4.44      The committee was distressed and concerned to hear of the impact substantial increases in fees have had on new and continuing students.  The committee is extremely concerned that high costs will deter future students from enrolling.  Expecting a young student 18 years of age to sign up to a debt of more than $20 000 is unrealistic, given that many students then take up employment in industries where the initial and indeed continuing pay is comparatively low by market standards.

4.45      Ultimately the reasons for these excessive fees are that state governments are failing to properly allocate appropriate funding to TAFE and this is being done from an ideological position rather than an attempt to try and improve the system. 

4.46      The committee also has very real concerns that administration costs such as the 20 per cent VET FEE-HELP Loan Fee further inflate the costs for students. 

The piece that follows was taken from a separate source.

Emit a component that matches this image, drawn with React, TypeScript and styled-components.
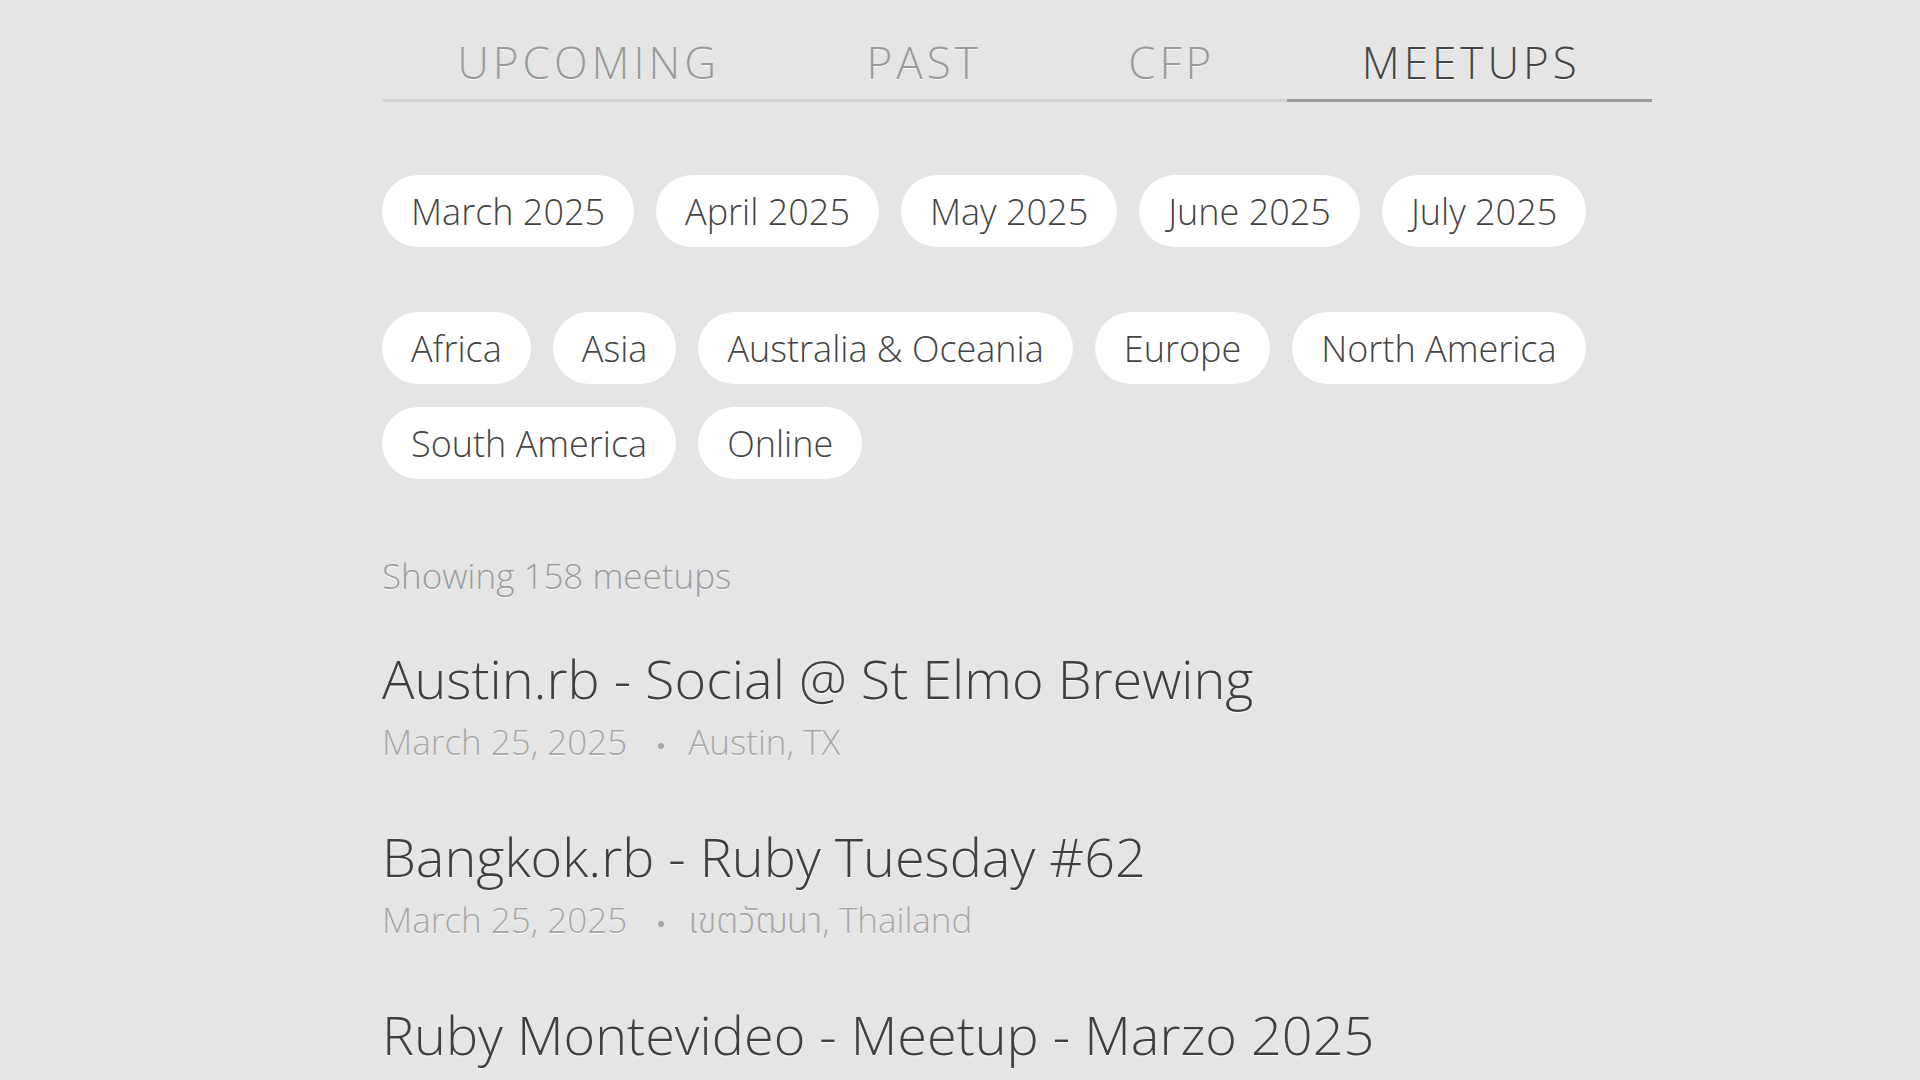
import styled, { createGlobalStyle } from "styled-components";

const GlobalStyle = createGlobalStyle`
  body {
    margin: 0;
    background: #e5e5e5;
    font-family: "Open Sans", "Noto Sans Thai", "Noto Sans", sans-serif;
    font-weight: 300;
    color: #444;
  }
`;

const tabs = ["Upcoming", "Past", "CFP", "Meetups"];
const months = ["March 2025", "April 2025", "May 2025", "June 2025", "July 2025"];
const regions = [
  "Africa",
  "Asia",
  "Australia & Oceania",
  "Europe",
  "North America",
  "South America",
  "Online",
];
const meetups = [
  { title: "Austin.rb - Social @ St Elmo Brewing", date: "March 25, 2025", place: "Austin, TX" },
  { title: "Bangkok.rb - Ruby Tuesday #62", date: "March 25, 2025", place: "เขตวัฒนา, Thailand" },
  { title: "Ruby Montevideo - Meetup - Marzo 2025", date: "March 26, 2025", place: "Montevideo, Uruguay" },
];

export default function App() {
  return (
    <>
      <GlobalStyle />
      <Page>
        <TabBar>
          {tabs.map((t) => (
            <Tab key={t} $active={t === "Meetups"}>
              {t}
            </Tab>
          ))}
        </TabBar>

        <PillGroup>
          {months.map((m) => (
            <Pill key={m}>{m}</Pill>
          ))}
        </PillGroup>

        <PillGroup $gapTop={65}>
          {regions.map((r) => (
            <Pill key={r}>{r}</Pill>
          ))}
        </PillGroup>

        <Count>Showing 158 meetups</Count>

        <List>
          {meetups.map((m) => (
            <Item key={m.title}>
              <Title>{m.title}</Title>
              <Meta>
                {m.date}
                <Dot />
                {m.place}
              </Meta>
            </Item>
          ))}
        </List>
      </Page>
    </>
  );
}

const Page = styled.main`
  width: 1270px;
  margin-left: 382px;
  padding-top: 40px;
  height: 1080px;
  box-sizing: border-box;
  overflow: hidden;
  text-shadow: 0 1px 0 rgba(255, 255, 255, 0.85);
`;

const TabBar = styled.nav`
  display: flex;
  border-bottom: 3px solid #d3d3d3;
`;

const Tab = styled.div<{ $active?: boolean }>`
  flex: 1 1 auto;
  text-align: center;
  font-size: 44px;
  line-height: 44px;
  font-stretch: 92%;
  letter-spacing: 4px;
  text-indent: 4px;
  text-transform: uppercase;
  color: ${(p) => (p.$active ? "#444" : "#999")};
  padding-bottom: 15px;
  margin-bottom: -3px;
  border-bottom: 3px solid ${(p) => (p.$active ? "#9a9a9a" : "transparent")};
`;

const PillGroup = styled.div<{ $gapTop?: number }>`
  display: flex;
  flex-wrap: wrap;
  gap: 23px 22px;
  margin-top: ${(p) => p.$gapTop ?? 73}px;
`;

const Pill = styled.button`
  display: inline-flex;
  align-items: center;
  height: 72px;
  padding: 0 29px;
  border: none;
  border-radius: 36px;
  background: #fff;
  font-family: inherit;
  font-weight: 330;
  font-size: 36px;
  color: #444;
  cursor: pointer;
`;

const Count = styled.p`
  margin: 79px 0 0;
  font-size: 35px;
  line-height: 1;
  font-weight: 360;
  color: #9a9a9a;
`;

const List = styled.div`
  display: flex;
  flex-direction: column;
  gap: 70px;
  margin-top: 58px;
`;

const Item = styled.article`
  display: flex;
  flex-direction: column;
  gap: 19px;
`;

const Title = styled.h2`
  margin: 0;
  font-size: 54px;
  line-height: 1;
  font-weight: 320;
  color: #3f3f3f;
  white-space: nowrap;
`;

const Meta = styled.div`
  font-size: 35px;
  line-height: 1;
  color: #a6a6a6;
  white-space: nowrap;
`;

const Dot = styled.span`
  display: inline-block;
  width: 6px;
  height: 6px;
  border-radius: 50%;
  background: #a6a6a6;
  vertical-align: middle;
  margin: 0 24px 0 31px;
`;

4.47      This loading is far in excess of what the committee considers a reasonable administration cost. The committee was also concerned that accessibility to fee assistance programs was limited to full fee paying courses.

Recommendation 7

4.48      In light of the substantial increases in fees across the board, the committee recommends that COAG investigate these fee increases.

Recommendation 8

4.49      Further the committee recommends that criteria for access to assistance programs for fees be examined to ensure that access to VET training is not inhibited by upfront cost considerations.

Recommendation 9

4.50      The committee recommends that the VET FEE-HELP Loan Fee of 20 per cent be reduced significantly in line with comparable financial industry products.

Recommendation 10

4.51             The Committee recommends full and immediate reinstatement of TAFE funding cuts by State Governments.